Invesco hired Deutsche Bank to sell their stake in Rentokil this week and the shares tumbled 7.7p to 104.5p. But even after the sale, Invesco will remain its biggest shareholder.

For the wider market the mood was generally cautious as investors switched to profit-taking after the recent surge in the benchmark index. The FTSE 100 edged back 46.27 points to 6,731.43 but some analysts expected the dip to be temporary.

Mike van Dulken, the head of research at Accendo Markets, said: "We still see a correction as healthy and a pull back to 6,660 wouldn't be disastrous before a renewed attempt at May highs of 6,875 and possibly even all-time highs of 6,950."

The worst performer among the blue chips was the chemicals-maker Croda International, hit by currency weakness in emerging markets. The supplier of chemicals for soaps and detergents reported weaker-than-expected sales growth for the third quarter. Croda followed clients such as Unilever which recently revealed an emerging market slowdown. Croda said significant devaluation of India's rupee and Japan's yen hit its performance and it missed expectations by 5 per cent. Analysts at JPMorgan slashed their price target to 2,350p and the shares tumbled 199p to 2,436p.

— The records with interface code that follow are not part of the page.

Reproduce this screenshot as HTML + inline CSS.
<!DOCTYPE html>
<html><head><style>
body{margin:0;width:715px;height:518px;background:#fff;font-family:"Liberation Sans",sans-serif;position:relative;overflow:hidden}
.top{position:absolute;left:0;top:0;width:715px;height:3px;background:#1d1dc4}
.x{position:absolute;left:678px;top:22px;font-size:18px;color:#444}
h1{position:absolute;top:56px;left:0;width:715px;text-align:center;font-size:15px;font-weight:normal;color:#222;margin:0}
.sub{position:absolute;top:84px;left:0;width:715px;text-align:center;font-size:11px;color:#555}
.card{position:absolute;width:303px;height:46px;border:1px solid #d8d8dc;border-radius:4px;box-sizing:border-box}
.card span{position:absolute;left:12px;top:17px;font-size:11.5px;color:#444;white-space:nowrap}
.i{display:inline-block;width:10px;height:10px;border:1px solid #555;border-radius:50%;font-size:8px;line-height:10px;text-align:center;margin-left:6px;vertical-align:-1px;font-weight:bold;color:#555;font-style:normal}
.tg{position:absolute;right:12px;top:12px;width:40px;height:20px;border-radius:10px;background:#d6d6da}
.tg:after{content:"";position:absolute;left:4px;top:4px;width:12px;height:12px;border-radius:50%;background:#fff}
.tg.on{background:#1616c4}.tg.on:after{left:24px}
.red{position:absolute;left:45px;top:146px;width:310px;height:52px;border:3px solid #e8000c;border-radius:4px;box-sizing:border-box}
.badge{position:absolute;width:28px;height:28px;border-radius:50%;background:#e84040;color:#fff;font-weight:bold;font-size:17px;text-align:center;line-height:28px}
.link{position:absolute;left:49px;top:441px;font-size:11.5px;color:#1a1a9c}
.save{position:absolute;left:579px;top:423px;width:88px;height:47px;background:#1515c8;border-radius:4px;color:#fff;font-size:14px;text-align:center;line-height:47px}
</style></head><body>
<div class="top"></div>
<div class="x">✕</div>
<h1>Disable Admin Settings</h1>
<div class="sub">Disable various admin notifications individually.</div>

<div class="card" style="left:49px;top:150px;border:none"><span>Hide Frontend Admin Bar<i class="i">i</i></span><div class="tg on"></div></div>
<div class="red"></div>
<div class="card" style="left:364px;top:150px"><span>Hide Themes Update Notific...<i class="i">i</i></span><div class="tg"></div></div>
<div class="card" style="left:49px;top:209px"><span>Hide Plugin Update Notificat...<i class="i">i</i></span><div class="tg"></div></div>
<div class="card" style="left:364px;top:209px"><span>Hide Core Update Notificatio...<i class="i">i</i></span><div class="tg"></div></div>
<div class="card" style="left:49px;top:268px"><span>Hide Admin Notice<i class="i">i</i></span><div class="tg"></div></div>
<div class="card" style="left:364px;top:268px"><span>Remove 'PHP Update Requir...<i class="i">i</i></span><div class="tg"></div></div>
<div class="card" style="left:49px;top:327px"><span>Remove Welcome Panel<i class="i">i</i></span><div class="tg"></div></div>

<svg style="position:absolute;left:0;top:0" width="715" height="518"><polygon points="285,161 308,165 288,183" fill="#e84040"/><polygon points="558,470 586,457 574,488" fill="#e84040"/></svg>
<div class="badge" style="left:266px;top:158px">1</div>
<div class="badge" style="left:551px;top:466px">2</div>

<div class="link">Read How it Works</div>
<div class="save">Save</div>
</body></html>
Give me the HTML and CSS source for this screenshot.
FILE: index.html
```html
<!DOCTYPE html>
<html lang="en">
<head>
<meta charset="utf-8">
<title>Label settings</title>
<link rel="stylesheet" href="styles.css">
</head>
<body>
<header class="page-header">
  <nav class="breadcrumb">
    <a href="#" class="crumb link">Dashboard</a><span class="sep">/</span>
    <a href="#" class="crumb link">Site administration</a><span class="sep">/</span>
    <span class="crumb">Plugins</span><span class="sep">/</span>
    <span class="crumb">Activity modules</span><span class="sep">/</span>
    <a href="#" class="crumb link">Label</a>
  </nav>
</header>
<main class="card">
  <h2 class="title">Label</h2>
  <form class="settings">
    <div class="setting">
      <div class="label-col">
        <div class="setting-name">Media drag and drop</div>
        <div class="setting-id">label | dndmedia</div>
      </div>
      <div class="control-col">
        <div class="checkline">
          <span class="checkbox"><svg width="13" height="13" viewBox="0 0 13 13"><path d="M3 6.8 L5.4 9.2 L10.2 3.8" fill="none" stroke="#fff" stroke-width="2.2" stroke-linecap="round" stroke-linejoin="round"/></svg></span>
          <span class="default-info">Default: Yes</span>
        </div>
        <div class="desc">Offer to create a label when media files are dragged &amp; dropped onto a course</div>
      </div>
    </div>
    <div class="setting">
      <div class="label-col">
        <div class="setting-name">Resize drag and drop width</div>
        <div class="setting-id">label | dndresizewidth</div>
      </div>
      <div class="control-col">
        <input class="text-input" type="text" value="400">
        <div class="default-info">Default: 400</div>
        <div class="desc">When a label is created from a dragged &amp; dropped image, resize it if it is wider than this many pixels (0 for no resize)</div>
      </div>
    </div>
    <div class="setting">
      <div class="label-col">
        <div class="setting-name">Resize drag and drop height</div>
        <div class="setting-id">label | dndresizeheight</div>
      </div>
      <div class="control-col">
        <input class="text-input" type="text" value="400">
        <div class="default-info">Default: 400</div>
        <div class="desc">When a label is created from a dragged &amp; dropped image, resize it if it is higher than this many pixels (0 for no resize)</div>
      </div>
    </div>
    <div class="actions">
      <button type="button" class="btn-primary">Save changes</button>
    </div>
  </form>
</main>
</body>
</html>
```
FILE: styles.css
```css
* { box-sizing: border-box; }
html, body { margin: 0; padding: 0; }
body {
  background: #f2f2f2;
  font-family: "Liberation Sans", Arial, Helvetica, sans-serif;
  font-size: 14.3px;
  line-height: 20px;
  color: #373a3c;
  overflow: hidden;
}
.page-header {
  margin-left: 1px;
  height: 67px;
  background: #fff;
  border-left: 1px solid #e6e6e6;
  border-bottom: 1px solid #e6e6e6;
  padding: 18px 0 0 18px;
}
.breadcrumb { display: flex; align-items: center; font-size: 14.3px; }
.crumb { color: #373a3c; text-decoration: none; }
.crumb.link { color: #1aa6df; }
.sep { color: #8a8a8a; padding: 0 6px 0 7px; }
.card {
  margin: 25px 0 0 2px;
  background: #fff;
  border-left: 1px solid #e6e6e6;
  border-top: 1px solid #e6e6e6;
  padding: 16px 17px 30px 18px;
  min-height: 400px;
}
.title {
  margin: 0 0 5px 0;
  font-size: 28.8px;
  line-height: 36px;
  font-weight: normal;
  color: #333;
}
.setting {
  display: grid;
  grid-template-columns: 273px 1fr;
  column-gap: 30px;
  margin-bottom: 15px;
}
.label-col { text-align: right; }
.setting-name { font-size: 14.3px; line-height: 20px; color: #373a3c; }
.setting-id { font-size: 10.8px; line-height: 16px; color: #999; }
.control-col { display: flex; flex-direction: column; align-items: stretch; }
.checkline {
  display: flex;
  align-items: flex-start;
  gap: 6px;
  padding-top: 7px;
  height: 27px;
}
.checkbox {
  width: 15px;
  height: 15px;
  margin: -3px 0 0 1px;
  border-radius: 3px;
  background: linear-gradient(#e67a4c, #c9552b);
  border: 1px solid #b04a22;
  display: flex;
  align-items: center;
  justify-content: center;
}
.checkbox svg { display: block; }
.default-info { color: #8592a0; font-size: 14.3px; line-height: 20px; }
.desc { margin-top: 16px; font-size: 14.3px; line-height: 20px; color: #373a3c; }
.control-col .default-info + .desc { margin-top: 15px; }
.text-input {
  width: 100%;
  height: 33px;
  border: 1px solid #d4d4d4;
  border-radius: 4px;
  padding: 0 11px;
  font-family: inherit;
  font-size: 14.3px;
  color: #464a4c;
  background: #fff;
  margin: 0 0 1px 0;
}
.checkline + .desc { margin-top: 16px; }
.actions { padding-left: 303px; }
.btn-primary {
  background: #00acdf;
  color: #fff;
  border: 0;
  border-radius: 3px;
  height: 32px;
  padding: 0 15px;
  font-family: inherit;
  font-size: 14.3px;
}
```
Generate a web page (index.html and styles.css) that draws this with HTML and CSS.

Oil major Royal Dutch Shell reported weaker-than- expected third-quarter profits and slipped 117.5p to 2,159.5p.

Keeping Shell and Croda company were miners, as investors became risk-adverse. Chilean-based copper miner Antofagasta's production update was broadly in line with expectations but it declined 42.5p to 855p. The commodity and mining giant Glencore Xstrata's third-quarter production report revealed good volumes in its copper and coal business but it still declined 5.05p to 340p.

A new shareholder for Marks & Spencer was revealed yesterday. Bill Adderley, the co-founder of the homeware chain Dunelm, has been building a stake for the past 18 months and ticked over the 3 per cent threshold this week. M&S added 10.3p to 503.5p.

Brian McArthur-Muscroft, the finance chief at data centre business Telecity, has left ahead of its trading update next week and it was 28p weaker at 762.5p.

Premier Foods said sales of its eight best-selling lines, including Hovis and Mr Kipling, increased 2 per cent to £125.9m in the past quarter. But it wasn't so tasty at its other brands and non-branded items which dragged its underlying sales down 3.2 per cent, and the food producer was 29.5p worse off at 150.5p.

Over on AIM, DiamondCorp updated on its Lace mine in South Africa and said the first sale of diamonds from tailings will be in November. It was 0.125p brighter at 6.75p. Mariana Resources started drilling at its Condor de Oro copper and gold project in northern Peru and rose 0.575p to 3.57p.

Costis Papadimitrakopoulos, the founder and chief executive of mobile software group Globo, bought 150,000 shares at 65p each and it dialled up a 9.75p advance to 68p.